Job:
Every line holding the string "styles" should be gathered.

Data shown:

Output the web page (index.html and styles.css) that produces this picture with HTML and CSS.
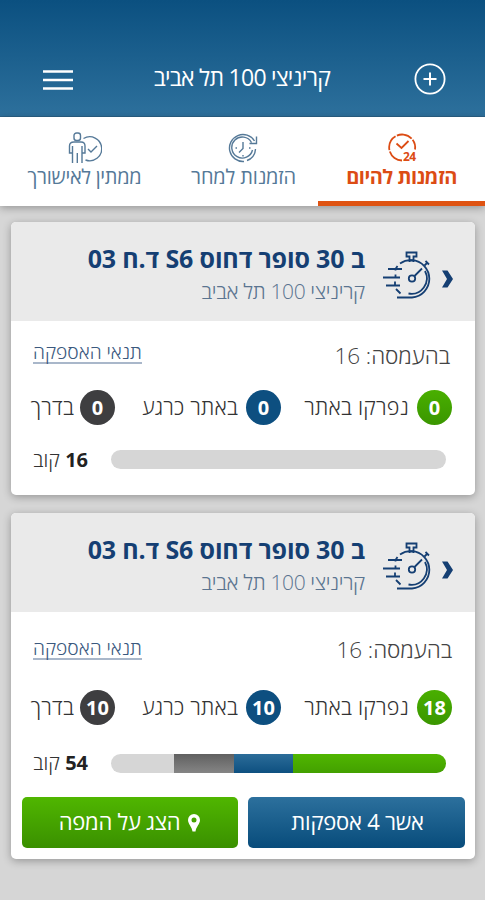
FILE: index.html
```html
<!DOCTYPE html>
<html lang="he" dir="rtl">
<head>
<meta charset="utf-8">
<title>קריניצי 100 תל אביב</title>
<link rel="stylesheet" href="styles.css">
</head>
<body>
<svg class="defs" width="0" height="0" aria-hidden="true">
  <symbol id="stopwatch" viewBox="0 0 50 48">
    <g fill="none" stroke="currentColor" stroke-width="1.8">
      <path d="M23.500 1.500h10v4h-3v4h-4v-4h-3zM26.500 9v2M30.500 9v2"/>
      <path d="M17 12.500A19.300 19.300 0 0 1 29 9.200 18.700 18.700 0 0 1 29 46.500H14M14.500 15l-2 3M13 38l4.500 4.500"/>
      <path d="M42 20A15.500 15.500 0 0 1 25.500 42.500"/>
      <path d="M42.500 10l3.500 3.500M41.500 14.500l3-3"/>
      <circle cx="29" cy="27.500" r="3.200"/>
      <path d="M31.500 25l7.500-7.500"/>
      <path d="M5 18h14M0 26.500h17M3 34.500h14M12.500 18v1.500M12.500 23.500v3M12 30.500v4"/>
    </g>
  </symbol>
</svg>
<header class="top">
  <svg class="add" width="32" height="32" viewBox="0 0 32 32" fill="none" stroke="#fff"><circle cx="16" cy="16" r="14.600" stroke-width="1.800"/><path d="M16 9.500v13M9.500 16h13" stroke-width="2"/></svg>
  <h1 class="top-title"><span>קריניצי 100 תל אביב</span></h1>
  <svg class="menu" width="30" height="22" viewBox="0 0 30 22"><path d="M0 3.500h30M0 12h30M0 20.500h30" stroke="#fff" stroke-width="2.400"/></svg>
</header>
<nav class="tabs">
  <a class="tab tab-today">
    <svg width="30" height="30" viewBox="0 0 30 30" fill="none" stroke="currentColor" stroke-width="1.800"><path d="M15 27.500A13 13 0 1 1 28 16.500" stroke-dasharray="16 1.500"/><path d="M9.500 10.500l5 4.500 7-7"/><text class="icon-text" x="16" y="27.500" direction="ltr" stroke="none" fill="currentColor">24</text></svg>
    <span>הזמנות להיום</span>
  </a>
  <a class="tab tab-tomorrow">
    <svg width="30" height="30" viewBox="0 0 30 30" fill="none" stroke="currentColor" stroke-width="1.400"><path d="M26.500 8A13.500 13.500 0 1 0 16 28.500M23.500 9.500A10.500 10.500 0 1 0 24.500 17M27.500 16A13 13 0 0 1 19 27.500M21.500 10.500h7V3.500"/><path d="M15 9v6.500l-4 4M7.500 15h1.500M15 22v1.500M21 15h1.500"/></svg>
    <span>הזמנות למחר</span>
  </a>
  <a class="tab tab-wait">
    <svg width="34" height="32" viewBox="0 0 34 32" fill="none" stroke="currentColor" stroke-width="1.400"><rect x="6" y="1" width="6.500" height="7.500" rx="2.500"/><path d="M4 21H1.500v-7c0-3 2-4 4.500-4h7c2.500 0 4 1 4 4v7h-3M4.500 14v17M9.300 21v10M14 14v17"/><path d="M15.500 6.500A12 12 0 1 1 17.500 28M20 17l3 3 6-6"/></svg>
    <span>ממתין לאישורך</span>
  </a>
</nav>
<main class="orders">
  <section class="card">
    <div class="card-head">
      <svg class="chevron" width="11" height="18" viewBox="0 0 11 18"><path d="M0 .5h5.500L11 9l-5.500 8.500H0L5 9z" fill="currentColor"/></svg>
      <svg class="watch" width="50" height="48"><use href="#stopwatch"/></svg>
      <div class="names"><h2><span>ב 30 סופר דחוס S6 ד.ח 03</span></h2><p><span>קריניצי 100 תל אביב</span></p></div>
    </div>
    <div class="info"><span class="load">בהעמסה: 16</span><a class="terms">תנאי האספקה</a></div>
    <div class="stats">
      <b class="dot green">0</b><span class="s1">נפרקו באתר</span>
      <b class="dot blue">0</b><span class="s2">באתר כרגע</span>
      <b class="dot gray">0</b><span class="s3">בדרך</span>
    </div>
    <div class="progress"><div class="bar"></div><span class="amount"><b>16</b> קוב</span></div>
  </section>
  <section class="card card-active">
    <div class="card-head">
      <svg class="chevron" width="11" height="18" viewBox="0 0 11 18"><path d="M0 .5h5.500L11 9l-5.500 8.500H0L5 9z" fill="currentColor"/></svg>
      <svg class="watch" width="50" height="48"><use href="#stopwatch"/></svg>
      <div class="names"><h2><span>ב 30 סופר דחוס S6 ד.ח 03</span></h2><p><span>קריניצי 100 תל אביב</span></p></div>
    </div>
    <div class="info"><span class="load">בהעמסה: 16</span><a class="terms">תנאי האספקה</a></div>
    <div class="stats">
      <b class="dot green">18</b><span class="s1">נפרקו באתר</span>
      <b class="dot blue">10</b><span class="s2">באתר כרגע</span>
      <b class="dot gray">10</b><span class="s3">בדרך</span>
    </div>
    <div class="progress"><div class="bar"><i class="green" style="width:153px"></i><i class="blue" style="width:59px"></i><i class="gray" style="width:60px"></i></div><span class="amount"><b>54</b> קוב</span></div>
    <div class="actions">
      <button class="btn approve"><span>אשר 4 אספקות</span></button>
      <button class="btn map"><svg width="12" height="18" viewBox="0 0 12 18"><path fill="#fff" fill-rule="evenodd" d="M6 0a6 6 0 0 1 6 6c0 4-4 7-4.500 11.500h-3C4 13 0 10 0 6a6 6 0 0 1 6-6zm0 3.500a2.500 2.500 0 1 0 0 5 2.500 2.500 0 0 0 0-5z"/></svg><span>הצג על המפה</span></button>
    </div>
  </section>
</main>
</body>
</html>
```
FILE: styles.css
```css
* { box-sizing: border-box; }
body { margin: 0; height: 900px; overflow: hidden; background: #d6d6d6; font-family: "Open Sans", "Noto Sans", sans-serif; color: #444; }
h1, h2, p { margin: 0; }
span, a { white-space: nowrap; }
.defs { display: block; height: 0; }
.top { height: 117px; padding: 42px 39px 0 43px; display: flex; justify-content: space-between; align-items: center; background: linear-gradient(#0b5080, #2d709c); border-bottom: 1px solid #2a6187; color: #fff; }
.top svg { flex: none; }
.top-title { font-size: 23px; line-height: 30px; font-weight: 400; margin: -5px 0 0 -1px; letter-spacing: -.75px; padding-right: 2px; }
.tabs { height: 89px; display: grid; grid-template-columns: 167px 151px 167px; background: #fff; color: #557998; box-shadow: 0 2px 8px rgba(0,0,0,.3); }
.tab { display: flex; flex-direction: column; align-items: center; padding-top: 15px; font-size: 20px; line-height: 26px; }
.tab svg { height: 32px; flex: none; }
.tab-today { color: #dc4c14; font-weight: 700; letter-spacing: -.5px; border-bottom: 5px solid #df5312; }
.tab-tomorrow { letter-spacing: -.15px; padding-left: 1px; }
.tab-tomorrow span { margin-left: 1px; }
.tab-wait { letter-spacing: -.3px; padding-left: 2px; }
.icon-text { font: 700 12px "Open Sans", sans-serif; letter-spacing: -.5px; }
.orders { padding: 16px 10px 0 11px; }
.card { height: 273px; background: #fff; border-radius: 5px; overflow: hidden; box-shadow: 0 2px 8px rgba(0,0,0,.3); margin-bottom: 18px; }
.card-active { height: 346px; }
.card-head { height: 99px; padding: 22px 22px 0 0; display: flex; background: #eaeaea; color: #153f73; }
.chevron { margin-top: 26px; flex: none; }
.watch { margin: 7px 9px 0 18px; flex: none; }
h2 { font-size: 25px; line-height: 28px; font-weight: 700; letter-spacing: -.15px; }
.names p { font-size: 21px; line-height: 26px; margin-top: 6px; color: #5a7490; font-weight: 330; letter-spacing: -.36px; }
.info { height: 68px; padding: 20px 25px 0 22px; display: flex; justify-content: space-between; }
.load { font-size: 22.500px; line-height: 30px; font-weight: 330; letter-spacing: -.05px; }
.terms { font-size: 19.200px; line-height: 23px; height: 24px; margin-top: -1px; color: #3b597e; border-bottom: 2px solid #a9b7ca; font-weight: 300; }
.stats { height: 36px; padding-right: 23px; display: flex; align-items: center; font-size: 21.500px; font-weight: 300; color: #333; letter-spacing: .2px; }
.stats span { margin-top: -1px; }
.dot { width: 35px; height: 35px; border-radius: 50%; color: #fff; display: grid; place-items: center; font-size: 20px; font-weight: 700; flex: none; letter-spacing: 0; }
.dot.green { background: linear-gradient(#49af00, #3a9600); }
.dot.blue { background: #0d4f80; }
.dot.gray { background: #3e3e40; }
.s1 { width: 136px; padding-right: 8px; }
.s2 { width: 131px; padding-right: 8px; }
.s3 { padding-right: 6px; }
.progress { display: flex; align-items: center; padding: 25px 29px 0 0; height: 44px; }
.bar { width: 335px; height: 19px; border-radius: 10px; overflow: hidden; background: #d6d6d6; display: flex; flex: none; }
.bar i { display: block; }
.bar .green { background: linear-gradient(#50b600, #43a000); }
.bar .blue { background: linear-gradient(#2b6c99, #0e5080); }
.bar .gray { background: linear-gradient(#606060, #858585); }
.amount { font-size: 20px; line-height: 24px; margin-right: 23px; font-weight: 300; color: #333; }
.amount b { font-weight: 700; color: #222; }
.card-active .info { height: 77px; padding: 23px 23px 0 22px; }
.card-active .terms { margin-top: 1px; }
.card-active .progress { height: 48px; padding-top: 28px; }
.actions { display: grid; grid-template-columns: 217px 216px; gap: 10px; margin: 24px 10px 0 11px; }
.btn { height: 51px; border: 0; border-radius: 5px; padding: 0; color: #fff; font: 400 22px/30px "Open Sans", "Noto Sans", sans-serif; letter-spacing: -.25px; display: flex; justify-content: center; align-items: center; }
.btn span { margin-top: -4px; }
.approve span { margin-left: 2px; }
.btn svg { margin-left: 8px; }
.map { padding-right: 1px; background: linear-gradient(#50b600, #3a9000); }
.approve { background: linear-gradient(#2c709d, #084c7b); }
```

Response below:
Output the web page (index.html and styles.css) that produces this picture with HTML and CSS.
<link rel="stylesheet" href="styles.css">
FILE: styles.css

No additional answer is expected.